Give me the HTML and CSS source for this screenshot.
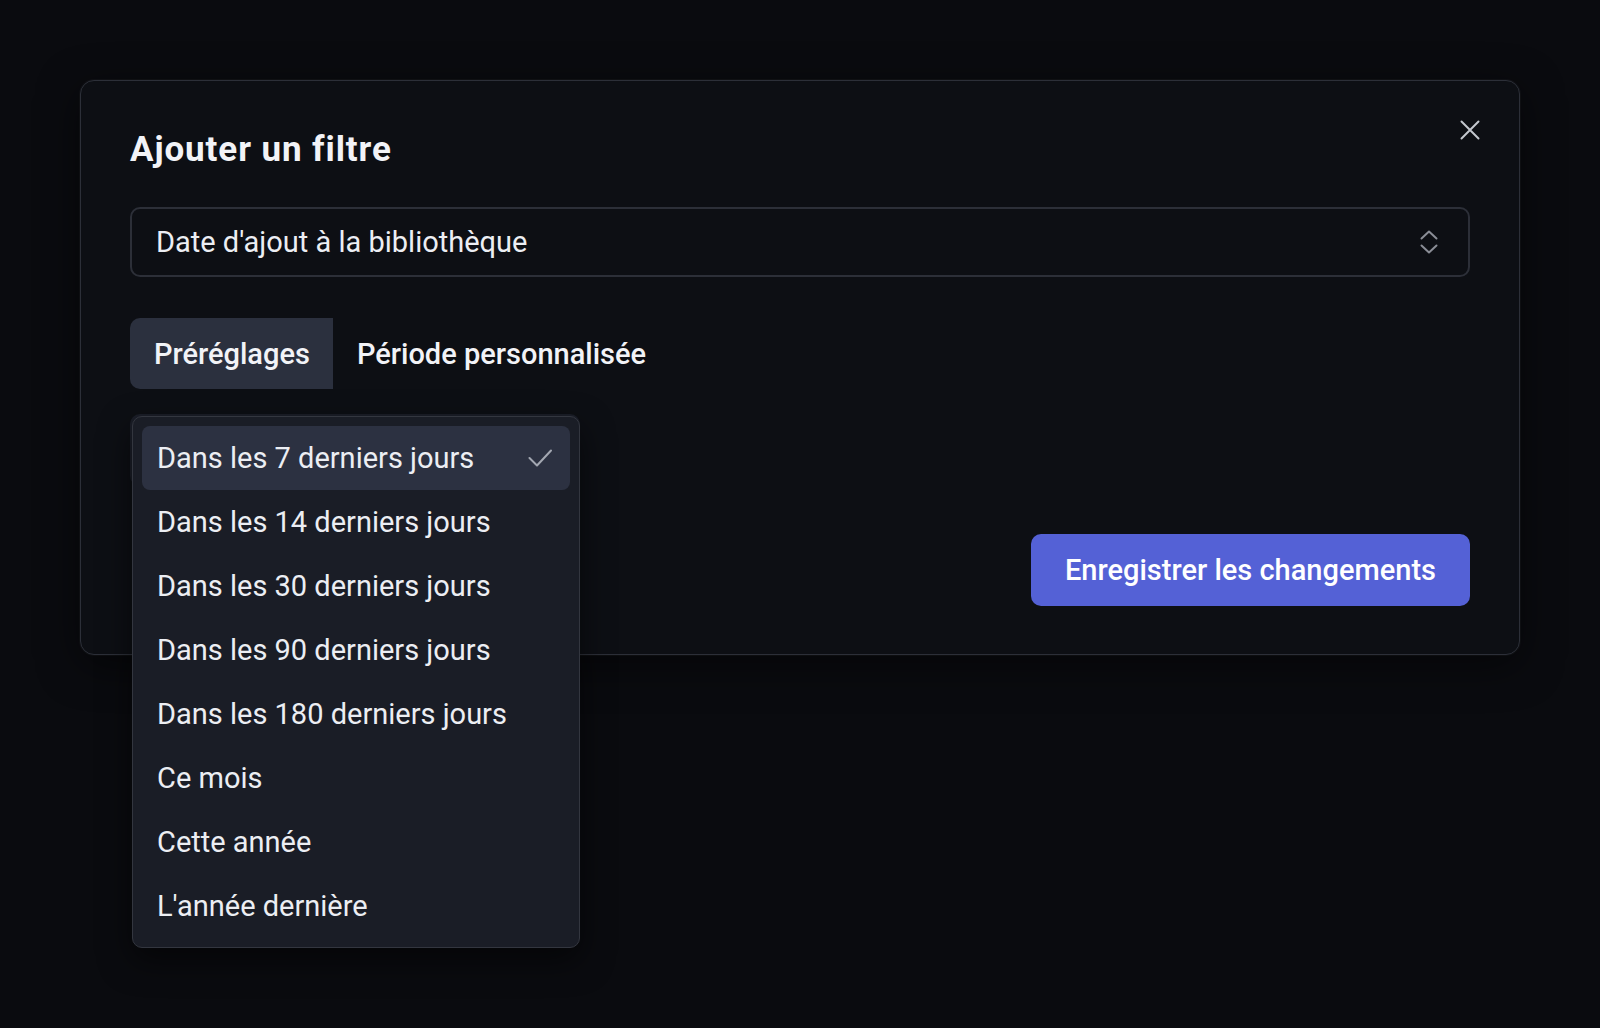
FILE: index.html
```html
<!DOCTYPE html>
<html lang="fr">
<head>
    <meta charset="UTF-8">
    <meta name="viewport" content="width=device-width, initial-scale=1.0">
    <title>Ajouter un filtre</title>
    <link rel="stylesheet" href="styles.css">
</head>
<body>
    <div class="page">
        <div class="modal">
            <button class="modal-close" type="button" aria-label="Fermer">
                <svg width="20" height="20" viewBox="0 0 20 20" fill="none" stroke="currentColor" stroke-width="2" stroke-linecap="round">
                    <path d="M1.5 1.5L18.5 18.5M18.5 1.5L1.5 18.5"/>
                </svg>
            </button>

            <h2 class="modal-title">Ajouter un filtre</h2>

            <div class="field-select">
                <span>Date d'ajout à la bibliothèque</span>
                <svg class="field-chevrons" width="18" height="24" viewBox="0 0 18 24" fill="none" stroke="currentColor" stroke-width="2" stroke-linecap="round" stroke-linejoin="round">
                    <path d="M1.5 8.5L9 1.5L16.5 8.5"/>
                    <path d="M1.5 15.5L9 22.5L16.5 15.5"/>
                </svg>
            </div>

            <div class="tabs">
                <button class="tab active" type="button">Préréglages</button>
                <button class="tab" type="button">Période personnalisée</button>
            </div>

            <div class="preset-picker">
                <div class="preset-trigger"></div>
                <ul class="preset-menu">
                    <li class="preset-item selected">
                        <span>Dans les 7 derniers jours</span>
                        <svg class="check" width="24" height="18" viewBox="0 0 24 18" fill="none" stroke="currentColor" stroke-width="2" stroke-linecap="round" stroke-linejoin="round">
                            <path d="M1.5 9L9 16.5L23 1.5"/>
                        </svg>
                    </li>
                    <li class="preset-item"><span>Dans les 14 derniers jours</span></li>
                    <li class="preset-item"><span>Dans les 30 derniers jours</span></li>
                    <li class="preset-item"><span>Dans les 90 derniers jours</span></li>
                    <li class="preset-item"><span>Dans les 180 derniers jours</span></li>
                    <li class="preset-item"><span>Ce mois</span></li>
                    <li class="preset-item"><span>Cette année</span></li>
                    <li class="preset-item"><span>L'année dernière</span></li>
                </ul>
            </div>

            <div class="modal-footer">
                <button class="btn-primary" type="button">Enregistrer les changements</button>
            </div>
        </div>
    </div>
</body>
</html>
```

FILE: styles.css
```css
/* Base */
* {
    box-sizing: border-box;
}

html, body {
    margin: 0;
    min-height: 100%;
    background-color: #0a0b0f;
}

body {
    color: #eceef3;
    font-family: Roboto, "Noto Sans", Arial, sans-serif;
}

button {
    font-family: inherit;
    border: none;
    background: none;
    color: inherit;
    padding: 0;
    cursor: pointer;
}

.page {
    min-height: 1028px;
    padding: 80px;
}

/* Modal */
.modal {
    position: relative;
    background-color: #0d0f14;
    border: 1px solid #2c2f38;
    border-radius: 14px;
    padding: 49px 49px 48px;
    box-shadow: 0 0 0 1px rgba(255, 255, 255, 0.03), 0 10px 40px rgba(0, 0, 0, 0.5);
}

.modal-close {
    position: absolute;
    top: 39px;
    right: 39px;
    width: 20px;
    height: 20px;
    color: #c4c7cf;
    display: flex;
}

.modal-title {
    margin: 0;
    font-size: 35px;
    line-height: 40px;
    font-weight: 700;
    letter-spacing: 0.9px;
    color: #f2f3f7;
}

/* Select */
.field-select {
    margin-top: 37px;
    height: 70px;
    border: 2px solid #2c2f38;
    border-radius: 10px;
    padding: 0 30px 0 24px;
    display: flex;
    align-items: center;
    justify-content: space-between;
    font-size: 29px;
    color: #eceef3;
}

.field-chevrons {
    color: #8a8d96;
}

/* Tabs */
.tabs {
    margin-top: 41px;
    display: flex;
}

.tab {
    height: 71px;
    padding: 0 23px 0 24px;
    font-size: 29px;
    font-weight: 500;
    color: #f2f3f7;
}

.tab.active {
    background-color: #2b303e;
    border-radius: 10px 0 0 10px;
}

/* Preset picker */
.preset-picker {
    position: relative;
    margin-top: 25px;
}

.preset-trigger {
    width: 450px;
    height: 72px;
    border-radius: 10px;
    background-color: #1b1e28;
}

.preset-menu {
    position: absolute;
    top: 2px;
    left: 2px;
    width: 448px;
    margin: 0;
    padding: 9px;
    list-style: none;
    background-color: #1a1d26;
    border: 1px solid #33363f;
    border-radius: 10px;
    box-shadow: 0 12px 32px rgba(0, 0, 0, 0.55);
    z-index: 2;
}

.preset-item {
    height: 64px;
    padding: 0 18px 0 15px;
    display: flex;
    align-items: center;
    justify-content: space-between;
    font-size: 29px;
    color: #eceef3;
    border-radius: 8px;
}

.preset-item.selected {
    background-color: #2c3141;
}

.check {
    color: #a3a7b1;
}

/* Footer */
.modal-footer {
    margin-top: 48px;
    display: flex;
    justify-content: flex-end;
}

.btn-primary {
    height: 72px;
    padding: 0 34px;
    border-radius: 10px;
    background-color: #5461d6;
    color: #ffffff;
    font-size: 29px;
    font-weight: 500;
}
```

....

Copy the data character for character, but drop all pictures from the copy.

Give me the HTML and CSS source for this screenshot.
FILE: index.html
```html
<!DOCTYPE html>
<html lang="fr">
<head>
    <meta charset="UTF-8">
    <meta name="viewport" content="width=device-width, initial-scale=1.0">
    <title>Ajouter un filtre</title>
    <link rel="stylesheet" href="styles.css">
</head>
<body>
    <div class="page">
        <div class="modal">
            <button class="modal-close" type="button" aria-label="Fermer">
                <svg width="20" height="20" viewBox="0 0 20 20" fill="none" stroke="currentColor" stroke-width="2" stroke-linecap="round">
                    <path d="M1.5 1.5L18.5 18.5M18.5 1.5L1.5 18.5"/>
                </svg>
            </button>

            <h2 class="modal-title">Ajouter un filtre</h2>

            <div class="field-select">
                <span>Date d'ajout à la bibliothèque</span>
                <svg class="field-chevrons" width="18" height="24" viewBox="0 0 18 24" fill="none" stroke="currentColor" stroke-width="2" stroke-linecap="round" stroke-linejoin="round">
                    <path d="M1.5 8.5L9 1.5L16.5 8.5"/>
                    <path d="M1.5 15.5L9 22.5L16.5 15.5"/>
                </svg>
            </div>

            <div class="tabs">
                <button class="tab active" type="button">Préréglages</button>
                <button class="tab" type="button">Période personnalisée</button>
            </div>

            <div class="preset-picker">
                <div class="preset-trigger"></div>
                <ul class="preset-menu">
                    <li class="preset-item selected">
                        <span>Dans les 7 derniers jours</span>
                        <svg class="check" width="24" height="18" viewBox="0 0 24 18" fill="none" stroke="currentColor" stroke-width="2" stroke-linecap="round" stroke-linejoin="round">
                            <path d="M1.5 9L9 16.5L23 1.5"/>
                        </svg>
                    </li>
                    <li class="preset-item"><span>Dans les 14 derniers jours</span></li>
                    <li class="preset-item"><span>Dans les 30 derniers jours</span></li>
                    <li class="preset-item"><span>Dans les 90 derniers jours</span></li>
                    <li class="preset-item"><span>Dans les 180 derniers jours</span></li>
                    <li class="preset-item"><span>Ce mois</span></li>
                    <li class="preset-item"><span>Cette année</span></li>
                    <li class="preset-item"><span>L'année dernière</span></li>
                </ul>
            </div>

            <div class="modal-footer">
                <button class="btn-primary" type="button">Enregistrer les changements</button>
            </div>
        </div>
    </div>
</body>
</html>
```

FILE: styles.css
```css
/* Base */
* {
    box-sizing: border-box;
}

html, body {
    margin: 0;
    min-height: 100%;
    background-color: #0a0b0f;
}

body {
    color: #eceef3;
    font-family: Roboto, "Noto Sans", Arial, sans-serif;
}

button {
    font-family: inherit;
    border: none;
    background: none;
    color: inherit;
    padding: 0;
    cursor: pointer;
}

.page {
    min-height: 1028px;
    padding: 80px;
}

/* Modal */
.modal {
    position: relative;
    background-color: #0d0f14;
    border: 1px solid #2c2f38;
    border-radius: 14px;
    padding: 49px 49px 48px;
    box-shadow: 0 0 0 1px rgba(255, 255, 255, 0.03), 0 10px 40px rgba(0, 0, 0, 0.5);
}

.modal-close {
    position: absolute;
    top: 39px;
    right: 39px;
    width: 20px;
    height: 20px;
    color: #c4c7cf;
    display: flex;
}

.modal-title {
    margin: 0;
    font-size: 35px;
    line-height: 40px;
    font-weight: 700;
    letter-spacing: 0.9px;
    color: #f2f3f7;
}

/* Select */
.field-select {
    margin-top: 37px;
    height: 70px;
    border: 2px solid #2c2f38;
    border-radius: 10px;
    padding: 0 30px 0 24px;
    display: flex;
    align-items: center;
    justify-content: space-between;
    font-size: 29px;
    color: #eceef3;
}

.field-chevrons {
    color: #8a8d96;
}

/* Tabs */
.tabs {
    margin-top: 41px;
    display: flex;
}

.tab {
    height: 71px;
    padding: 0 23px 0 24px;
    font-size: 29px;
    font-weight: 500;
    color: #f2f3f7;
}

.tab.active {
    background-color: #2b303e;
    border-radius: 10px 0 0 10px;
}

/* Preset picker */
.preset-picker {
    position: relative;
    margin-top: 25px;
}

.preset-trigger {
    width: 450px;
    height: 72px;
    border-radius: 10px;
    background-color: #1b1e28;
}

.preset-menu {
    position: absolute;
    top: 2px;
    left: 2px;
    width: 448px;
    margin: 0;
    padding: 9px;
    list-style: none;
    background-color: #1a1d26;
    border: 1px solid #33363f;
    border-radius: 10px;
    box-shadow: 0 12px 32px rgba(0, 0, 0, 0.55);
    z-index: 2;
}

.preset-item {
    height: 64px;
    padding: 0 18px 0 15px;
    display: flex;
    align-items: center;
    justify-content: space-between;
    font-size: 29px;
    color: #eceef3;
    border-radius: 8px;
}

.preset-item.selected {
    background-color: #2c3141;
}

.check {
    color: #a3a7b1;
}

/* Footer */
.modal-footer {
    margin-top: 48px;
    display: flex;
    justify-content: flex-end;
}

.btn-primary {
    height: 72px;
    padding: 0 34px;
    border-radius: 10px;
    background-color: #5461d6;
    color: #ffffff;
    font-size: 29px;
    font-weight: 500;
}
```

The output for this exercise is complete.